Some information about banks in other countries:

I have seen situation in Kosovo where there was no banking system in early 2000. There was no local currency. People use German marks and US dollar for day to day requirements. I have also seen Uzbekistan economy, during Afghan war in early 2000s, where local currency was devalued a lot and people need to carry a lot of notes to buy daily necessary items. However the banks were there but it seems the banks are not that effective; or may be due to banks the economy has not deteriorated much.
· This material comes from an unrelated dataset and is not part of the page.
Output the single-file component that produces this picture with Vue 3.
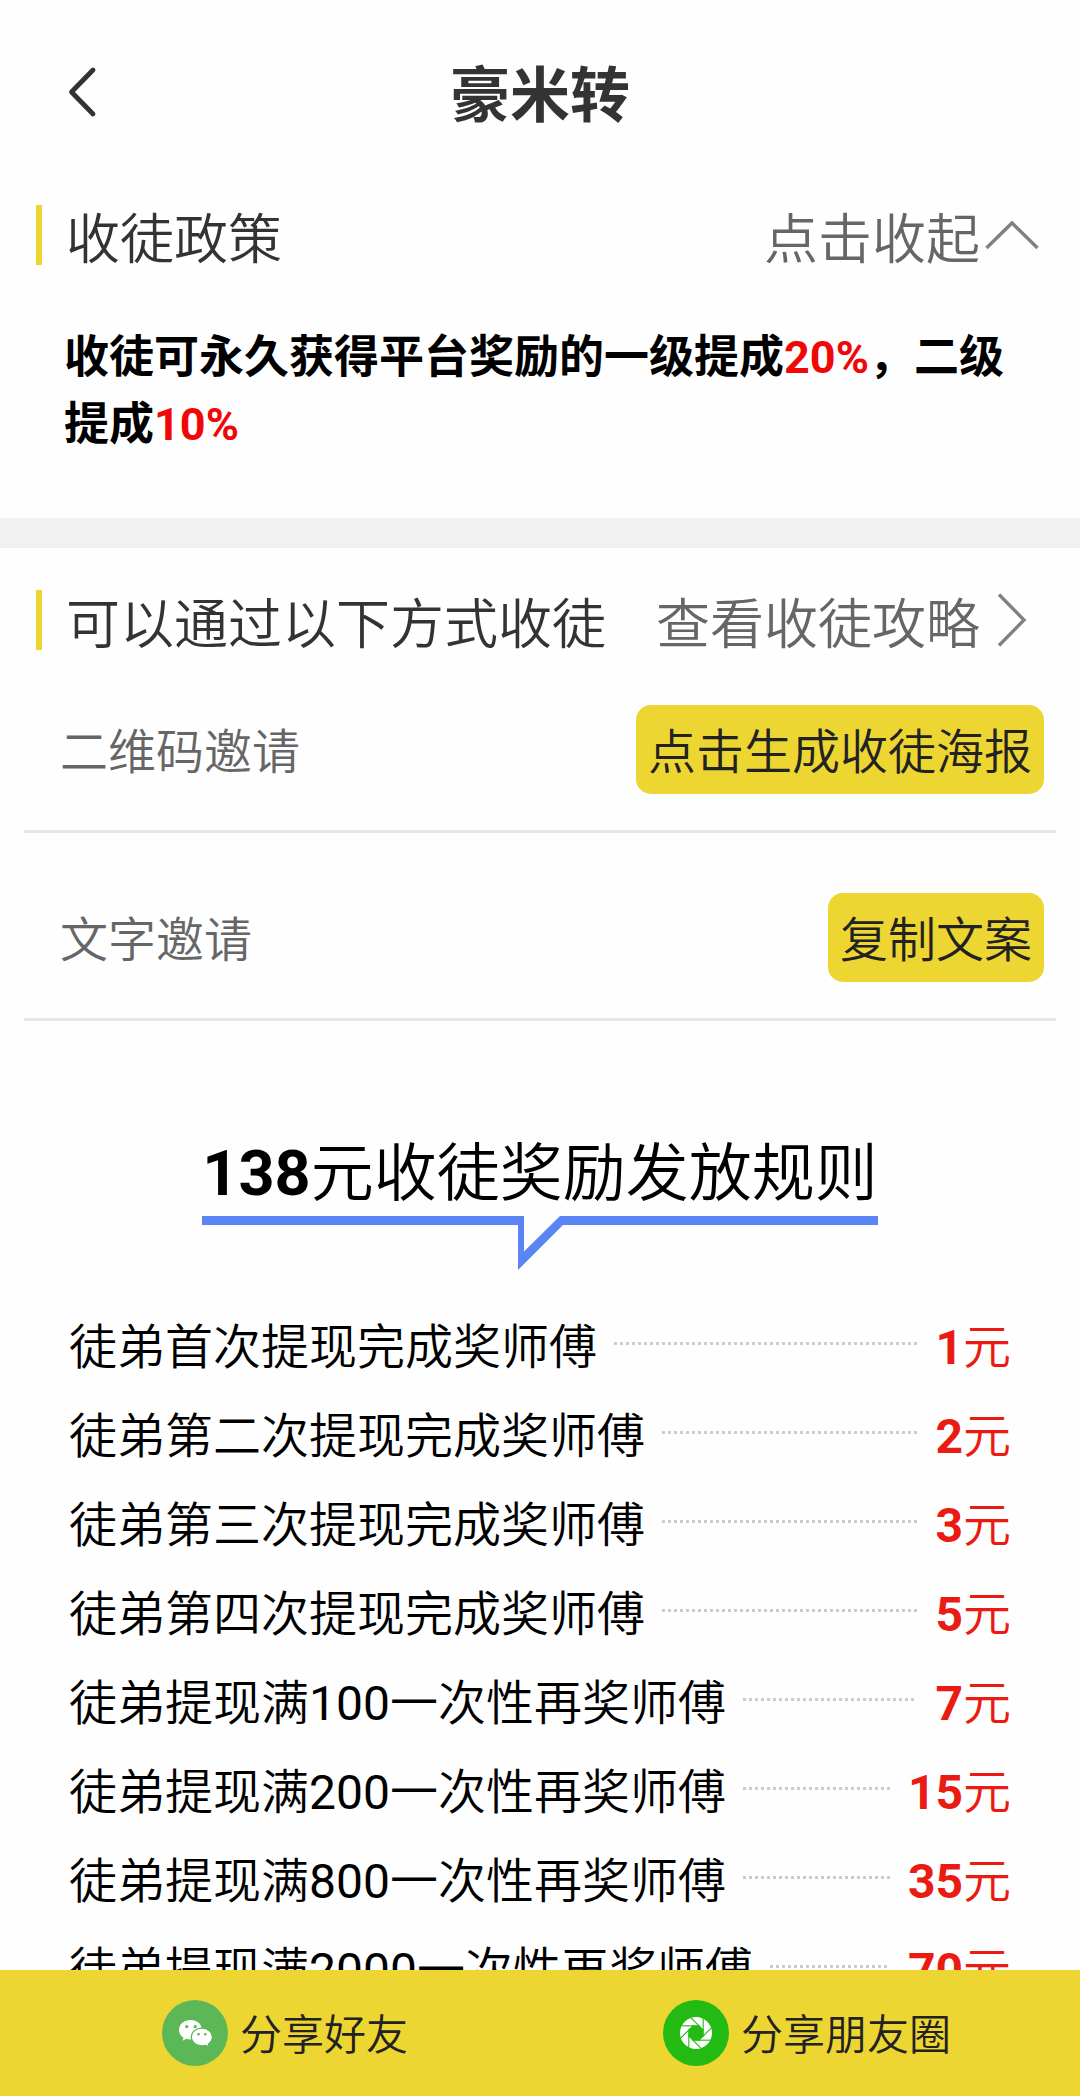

Economic policy and monetary policy:

The economic policy and fiscal policy are developed by a central bank on the basis of which the economy of a country depends. The banks in a country play very important role in helping the central banks in formulating economic policy. In Nepal the economic and fiscal policies are not that effective so that the banks cannot mobilize savings, including small savings, of the people to invest in productive sector on the one hand on the other hand rich people are investing money in other countries rather than investing in the country. The banks are not able to tap available recourse in the country and use for development of the country.

Conclusion:

There are different factors that play role in development of a country. Banks are one of the most important sectors which need to play active, effective and efficient manner for development of a country.